(Collected data entries)
-- START --

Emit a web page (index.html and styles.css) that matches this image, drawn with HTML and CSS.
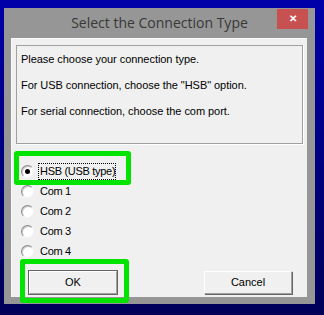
FILE: index.html
```html
<!DOCTYPE html>
<html lang="en">
<head>
    <meta charset="UTF-8">
    <meta name="viewport" content="width=device-width, initial-scale=1.0">
    <title>Select the Connection Type</title>
    <link rel="stylesheet" href="styles.css">
</head>
<body>
    <div class="window">
        <div class="titlebar">
            <span></span>
            <span class="title">Select the Connection Type</span>
            <span class="close">&#x2715;</span>
        </div>
        <div class="client">
            <div class="info">
                <p>Please choose your connection type.</p>
                <p>For USB connection, choose the "HSB" option.</p>
                <p>For serial connection, choose the com port.</p>
            </div>
            <div class="options">
                <div class="option"><span class="radio checked"></span><span class="label focused">HSB (USB type)</span></div>
                <div class="option"><span class="radio"></span><span class="label">Com 1</span></div>
                <div class="option"><span class="radio"></span><span class="label">Com 2</span></div>
                <div class="option"><span class="radio"></span><span class="label">Com 3</span></div>
                <div class="option"><span class="radio"></span><span class="label">Com 4</span></div>
            </div>
            <div class="buttons">
                <button class="btn default">OK</button>
                <button class="btn">Cancel</button>
            </div>
        </div>
    </div>

    <!-- highlight marks drawn over the dialog -->
    <div class="mark mark-hsb"></div>
    <div class="mark mark-ok"></div>
</body>
</html>
```

FILE: styles.css
```css
body {
    margin: 0;
    width: 324px;
    height: 315px;
    overflow: hidden;
    background: linear-gradient(#0000aa, #000058);
    font-family: "Liberation Sans", Arial, sans-serif;
    position: relative;
}
.window {
    margin: 8px 0 0 4px;
    width: 311px;
    height: 296px;
    background-color: #969696;
    box-sizing: border-box;
    padding: 0 8px 0 7px;
}
.titlebar {
    display: grid;
    grid-template-columns: 1fr auto 1fr;
    align-items: start;
    height: 30px;
}
.title {
    font-family: "Open Sans", "Noto Sans", sans-serif;
    font-size: 14px;
    color: #383838;
    line-height: 30px;
    padding-left: 1px;
}
.close {
    justify-self: end;
    margin: 1px -1px 0 0;
    width: 31px;
    height: 20px;
    background-color: #c75050;
    color: white;
    font-size: 10px;
    font-weight: bold;
    text-align: center;
    line-height: 20px;
}
.client {
    height: 259px;
    background-color: #f0f0f0;
    border-left: 1px solid #fafafa;
    border-top: 1px solid #fafafa;
    box-sizing: border-box;
    padding: 6px 4px 0 4px;
    font-size: 11px;
    color: #000;
}
.info {
    height: 99px;
    border: 1px solid #a0a0a0;
    box-shadow: 1px 1px 0 #fff;
    box-sizing: border-box;
    padding: 0 4px;
}
.info p {
    margin: 0;
    line-height: 26px;
    letter-spacing: -0.05px;
}
.options {
    margin-top: 18px;
    padding-left: 5px;
}
.option {
    display: flex;
    align-items: center;
    height: 19.8px;
}
.radio {
    width: 11px;
    height: 11px;
    border-radius: 50%;
    border: 1px solid;
    border-color: #8a8a8a #f4f4f4 #f4f4f4 #8a8a8a;
    background-color: #fff;
    box-shadow: inset 1px 1px 0 #c8c8c8;
    position: relative;
    flex: none;
}
.radio.checked::after {
    content: "";
    position: absolute;
    left: 3px;
    top: 3px;
    width: 5px;
    height: 5px;
    border-radius: 50%;
    background-color: #000;
}
.label {
    margin-left: 4px;
    padding: 1px 0 2px 1px;
    border: 1px dotted transparent;
    letter-spacing: -0.3px;
}
.label.focused {
    border-color: #000;
}
.buttons {
    display: flex;
    justify-content: space-between;
    margin-top: 10px;
    padding: 0 11px 0 13px;
}
.btn {
    width: 88px;
    height: 23px;
    background-color: #f0f0f0;
    font-family: "Liberation Sans", Arial, sans-serif;
    font-size: 11px;
    color: #000;
    padding: 0;
    border: 1px solid;
    border-color: #fff #a0a0a0 #a0a0a0 #fff;
    box-shadow: 1px 1px 0 #646464;
}
.btn.default {
    outline: 1px solid #646464;
    box-shadow: none;
}
.mark {
    position: absolute;
    border: 5px solid #00e400;
    border-radius: 3px;
    box-sizing: border-box;
}
.mark-hsb {
    left: 14px;
    top: 151px;
    width: 117px;
    height: 34px;
}
.mark-ok {
    left: 20px;
    top: 259px;
    width: 109px;
    height: 44px;
}
```
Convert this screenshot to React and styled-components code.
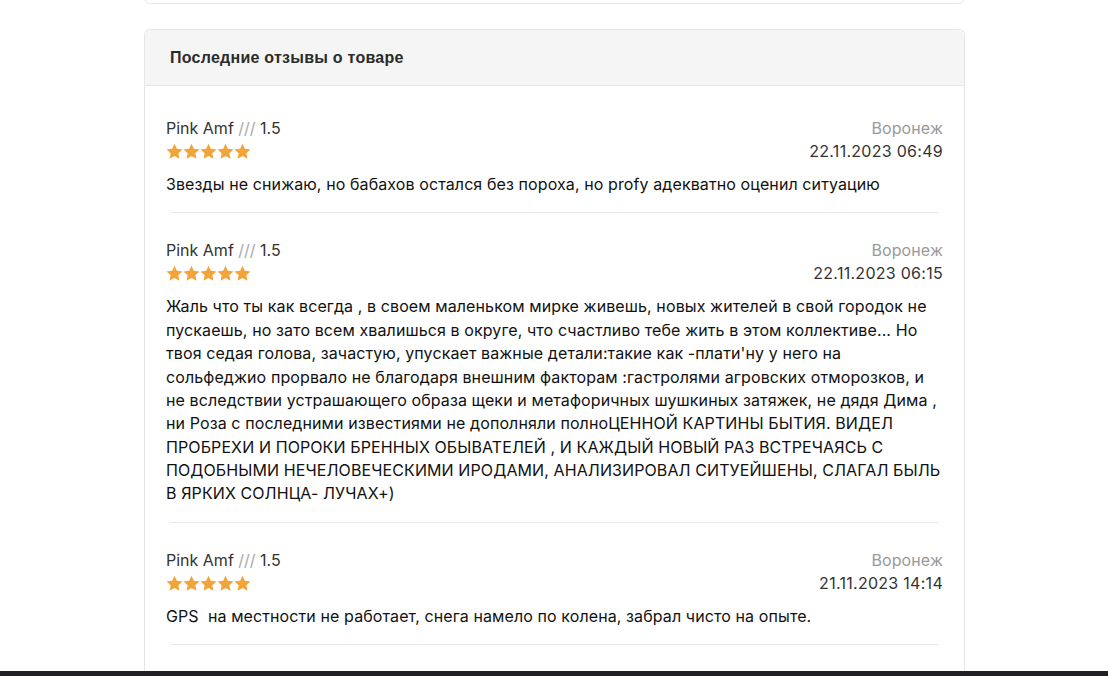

-- END --

WHAT YOU ARE ASKED TO DO:
Transcribe every entry word for word, but omit the pictures.

TASK OUTPUT:
Emit a web page (index.html and styles.css) that matches this image, drawn with HTML and CSS.
FILE: index.html
```html
<!DOCTYPE html>
<html lang="en">
<head>
    <meta charset="UTF-8">
    <meta name="viewport" content="width=device-width, initial-scale=1.0">
    <title>Select the Connection Type</title>
    <link rel="stylesheet" href="styles.css">
</head>
<body>
    <div class="window">
        <div class="titlebar">
            <span></span>
            <span class="title">Select the Connection Type</span>
            <span class="close">&#x2715;</span>
        </div>
        <div class="client">
            <div class="info">
                <p>Please choose your connection type.</p>
                <p>For USB connection, choose the "HSB" option.</p>
                <p>For serial connection, choose the com port.</p>
            </div>
            <div class="options">
                <div class="option"><span class="radio checked"></span><span class="label focused">HSB (USB type)</span></div>
                <div class="option"><span class="radio"></span><span class="label">Com 1</span></div>
                <div class="option"><span class="radio"></span><span class="label">Com 2</span></div>
                <div class="option"><span class="radio"></span><span class="label">Com 3</span></div>
                <div class="option"><span class="radio"></span><span class="label">Com 4</span></div>
            </div>
            <div class="buttons">
                <button class="btn default">OK</button>
                <button class="btn">Cancel</button>
            </div>
        </div>
    </div>

    <!-- highlight marks drawn over the dialog -->
    <div class="mark mark-hsb"></div>
    <div class="mark mark-ok"></div>
</body>
</html>
```

FILE: styles.css
```css
body {
    margin: 0;
    width: 324px;
    height: 315px;
    overflow: hidden;
    background: linear-gradient(#0000aa, #000058);
    font-family: "Liberation Sans", Arial, sans-serif;
    position: relative;
}
.window {
    margin: 8px 0 0 4px;
    width: 311px;
    height: 296px;
    background-color: #969696;
    box-sizing: border-box;
    padding: 0 8px 0 7px;
}
.titlebar {
    display: grid;
    grid-template-columns: 1fr auto 1fr;
    align-items: start;
    height: 30px;
}
.title {
    font-family: "Open Sans", "Noto Sans", sans-serif;
    font-size: 14px;
    color: #383838;
    line-height: 30px;
    padding-left: 1px;
}
.close {
    justify-self: end;
    margin: 1px -1px 0 0;
    width: 31px;
    height: 20px;
    background-color: #c75050;
    color: white;
    font-size: 10px;
    font-weight: bold;
    text-align: center;
    line-height: 20px;
}
.client {
    height: 259px;
    background-color: #f0f0f0;
    border-left: 1px solid #fafafa;
    border-top: 1px solid #fafafa;
    box-sizing: border-box;
    padding: 6px 4px 0 4px;
    font-size: 11px;
    color: #000;
}
.info {
    height: 99px;
    border: 1px solid #a0a0a0;
    box-shadow: 1px 1px 0 #fff;
    box-sizing: border-box;
    padding: 0 4px;
}
.info p {
    margin: 0;
    line-height: 26px;
    letter-spacing: -0.05px;
}
.options {
    margin-top: 18px;
    padding-left: 5px;
}
.option {
    display: flex;
    align-items: center;
    height: 19.8px;
}
.radio {
    width: 11px;
    height: 11px;
    border-radius: 50%;
    border: 1px solid;
    border-color: #8a8a8a #f4f4f4 #f4f4f4 #8a8a8a;
    background-color: #fff;
    box-shadow: inset 1px 1px 0 #c8c8c8;
    position: relative;
    flex: none;
}
.radio.checked::after {
    content: "";
    position: absolute;
    left: 3px;
    top: 3px;
    width: 5px;
    height: 5px;
    border-radius: 50%;
    background-color: #000;
}
.label {
    margin-left: 4px;
    padding: 1px 0 2px 1px;
    border: 1px dotted transparent;
    letter-spacing: -0.3px;
}
.label.focused {
    border-color: #000;
}
.buttons {
    display: flex;
    justify-content: space-between;
    margin-top: 10px;
    padding: 0 11px 0 13px;
}
.btn {
    width: 88px;
    height: 23px;
    background-color: #f0f0f0;
    font-family: "Liberation Sans", Arial, sans-serif;
    font-size: 11px;
    color: #000;
    padding: 0;
    border: 1px solid;
    border-color: #fff #a0a0a0 #a0a0a0 #fff;
    box-shadow: 1px 1px 0 #646464;
}
.btn.default {
    outline: 1px solid #646464;
    box-shadow: none;
}
.mark {
    position: absolute;
    border: 5px solid #00e400;
    border-radius: 3px;
    box-sizing: border-box;
}
.mark-hsb {
    left: 14px;
    top: 151px;
    width: 117px;
    height: 34px;
}
.mark-ok {
    left: 20px;
    top: 259px;
    width: 109px;
    height: 44px;
}
```
Convert this screenshot to React and styled-components code.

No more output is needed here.